Shortly after the incident, Mello began accepting workers’ compensation benefits for the injury. Later, when the owner of the employer learned the circumstances of the incident, he fired Killeavy.
Six weeks after the incident, Mello filed a complaint in Superior Court against Killeavy, alleging negligence on the part of Killeavy and alleging further that at all times relevant to the civil action, Mello had been performing duties on behalf of the employer.
Subsequently, Killeavy filed a motion for summary judgment, contending in pertinent part that the exclusivity provision of the Rhode Island Workers’ Compensation Act barred Mello’s negligence claim because Mello had accepted workers’ compensation benefits.
Unpaid Meal Break
Mello countered that at the time of the incident, Killeavy was on a lunch break. As such, Mello argued the injury did not occur in the course of Killeavy’s employment and Mello, as plaintiff, should accordingly be allowed to sue Killeavy in tort as a “third party,” despite Mello’s acceptance of workers’ compensation benefits.
The trial judge granted Killeavy’s motion for summary judgment, finding that the exclusivity provision provided both the employer and co-employees with immunity from tort liability. Citing several precedents, the trial judge also said there was no exception for intentional torts or wrongful conduct of the fellow employee. The judge reasoned that by accepting benefits, Mello waived any right he might have had to challenge whether he was injured during the course of his employment. Mello appealed.
Supreme Court’s Decision
Citing DiQuinzio v. Panciera Lease Co., Inc., 612 A.2d 40, 42 (R.I. 1992), the Court initially observed that “[w]hen an injured employee receives workers’ compensation benefits, the exclusivity provisions of § 28-29-20 extinguish all other rights to recovery based on the wrongful conduct of the injured employee’s employer or that employer’s directors, officers, agents, or employees.”

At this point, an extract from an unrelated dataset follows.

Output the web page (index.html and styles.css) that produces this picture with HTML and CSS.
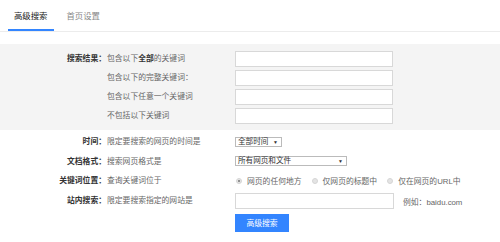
FILE: index.html
```html
<!DOCTYPE html>
<html lang="zh-CN">
<head>
<meta charset="utf-8">
<title>高级搜索</title>
<link rel="stylesheet" href="styles.css">
</head>
<body>
<div class="tabs">
  <span class="tab active">高级搜索</span>
  <span class="tab">首页设置</span>
</div>

<div class="band">
  <div class="grid">
    <div class="label">搜索结果：</div>
    <div class="desc">包含以下<b>全部</b>的关键词</div>
    <div class="ctrl"><span class="input"></span></div>

    <div class="label"></div>
    <div class="desc">包含以下的完整关键词：</div>
    <div class="ctrl"><span class="input"></span></div>

    <div class="label"></div>
    <div class="desc">包含以下任意一个关键词</div>
    <div class="ctrl"><span class="input"></span></div>

    <div class="label"></div>
    <div class="desc">不包括以下关键词</div>
    <div class="ctrl"><span class="input"></span></div>
  </div>
</div>

<div class="grid lower">
  <div class="label">时间：</div>
  <div class="desc">限定要搜索的网页的时间是</div>
  <div class="ctrl"><span class="select sel-time"><span>全部时间</span><span class="arrow">▼</span></span></div>

  <div class="label">文档格式：</div>
  <div class="desc">搜索网页格式是</div>
  <div class="ctrl"><span class="select sel-fmt"><span>所有网页和文件</span><span class="arrow">▼</span></span></div>

  <div class="label">关键词位置：</div>
  <div class="desc">查询关键词位于</div>
  <div class="ctrl radios">
    <span class="opt"><span class="radio checked"></span>网页的任何地方</span>
    <span class="opt"><span class="radio"></span>仅网页的标题中</span>
    <span class="opt"><span class="radio"></span>仅在网页的URL中</span>
  </div>

  <div class="label">站内搜索：</div>
  <div class="desc">限定要搜索指定的网站是</div>
  <div class="ctrl site"><span class="input"></span><span class="example">例如：baidu.com</span></div>

  <div class="label"></div>
  <div class="desc"></div>
  <div class="ctrl btnrow"><span class="btn">高级搜索</span></div>
</div>
</body>
</html>
```

FILE: styles.css
```css
html, body {
  margin: 0;
  padding: 0;
  background: #fff;
}
body {
  font-family: "Liberation Sans", "Noto Sans CJK SC", sans-serif;
  font-size: 7.8px;
  color: #666;
  width: 500px;
  height: 242px;
  overflow: hidden;
}
.tabs {
  display: flex;
  height: 31px;
  padding-left: 8px;
  border-bottom: 1px solid #ececec;
}
.tab {
  display: flex;
  align-items: center;
  padding: 0 6px;
  margin-right: 7px;
  font-size: 8.4px;
  color: #888;
  height: 29px;
  border-bottom: 2px solid transparent;
}
.tab.active {
  color: #222;
  border-bottom-color: #3385ff;
}
.band {
  margin-top: 12px;
  background: #f4f4f4;
  padding: 7px 0 3px;
}
.grid {
  display: grid;
  grid-template-columns: 106px 129px 1fr;
  grid-auto-rows: 19px;
}
.label {
  text-align: right;
  font-weight: bold;
  color: #333;
  line-height: 16px;
}
.desc {
  padding-left: 1px;
  line-height: 16px;
  white-space: nowrap;
}
.desc b {
  color: #333;
}
.ctrl {
  display: flex;
  align-items: flex-start;
}
.input {
  display: block;
  box-sizing: border-box;
  width: 158px;
  height: 16px;
  background: #fff;
  border: 1px solid #d8d8d8;
}
.lower {
  padding-top: 2px;
  grid-template-rows: 19.5px 19.5px 19.5px 21px 20px;
}
.lower .label, .lower .desc {
  line-height: 19.5px;
}
.lower .ctrl {
  align-items: center;
}
.select {
  box-sizing: border-box;
  display: flex;
  justify-content: space-between;
  align-items: center;
  height: 10px;
  border: 1px solid #bbb;
  background: #fff;
  color: #333;
  padding: 0 3px 0 2px;
  font-size: 7.6px;
  line-height: 8px;
}
.sel-time { width: 47px; }
.sel-fmt { width: 112px; }
.arrow {
  font-size: 5px;
  color: #333;
}
.radios {
  gap: 0;
}
.opt {
  display: flex;
  align-items: center;
  margin-right: 10px;
  white-space: nowrap;
}
.opt:first-child { margin-left: 1px; }
.radio {
  box-sizing: border-box;
  width: 6px;
  height: 6px;
  border-radius: 50%;
  background: #e4e4e4;
  border: 1px solid #d6d6d6;
  margin-right: 5px;
  display: flex;
  align-items: center;
  justify-content: center;
}
.radio.checked::after {
  content: "";
  width: 2px;
  height: 2px;
  border-radius: 50%;
  background: #777;
}
.site .input {
  width: 159px;
}
.example {
  margin-left: 9px;
}
.btnrow {
  align-items: flex-end !important;
}
.btn {
  display: flex;
  align-items: center;
  justify-content: center;
  width: 54px;
  height: 18px;
  background: #3385ff;
  color: #fff;
  font-size: 7.8px;
}
```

The Court acknowledged that third parties could be sued in tort pursuant to the provisions of R.I. Gen. Laws § 28-35-38, but said that statutory provision did not help Mello. It noted that under Mello’s theory, a person who was injured on the job and collected workers’ compensation benefits would not thereafter be barred by the exclusivity provision from suing the co-employee who caused the injury when the co-employee’s acts could be considered to be outside the scope of employment. The Rhode Island high court stuck to its position, however, adopting what amounts to an election of remedies approach to the plaintiff’s situation.
The Court cited several precedents for its position that Mello’s argument could not prevail (although this writer would note that none of the cases cited involved any egregious activity on the part of the co-employee). The Court also cast aside Mello’s public policy argument, acknowledging that other jurisdictions, either by legislative enactment or judicial opinion, have created exceptions to the strict rule of granting immunity for tortious acts of co-employees. In as much as there was no exception, the Court affirmed the trial court’s ruling.
Rhode Island Follows Minority Rule
It should be noted that with this decision Rhode Island is out of sync with the majority of U.S. jurisdictions [see the extensive discussion of this issue in Larson’s Workers’ Compensation Law, § 111.03[3]; for a discussion of the election of remedies issue, see Larson, § 102.01 et. seq.].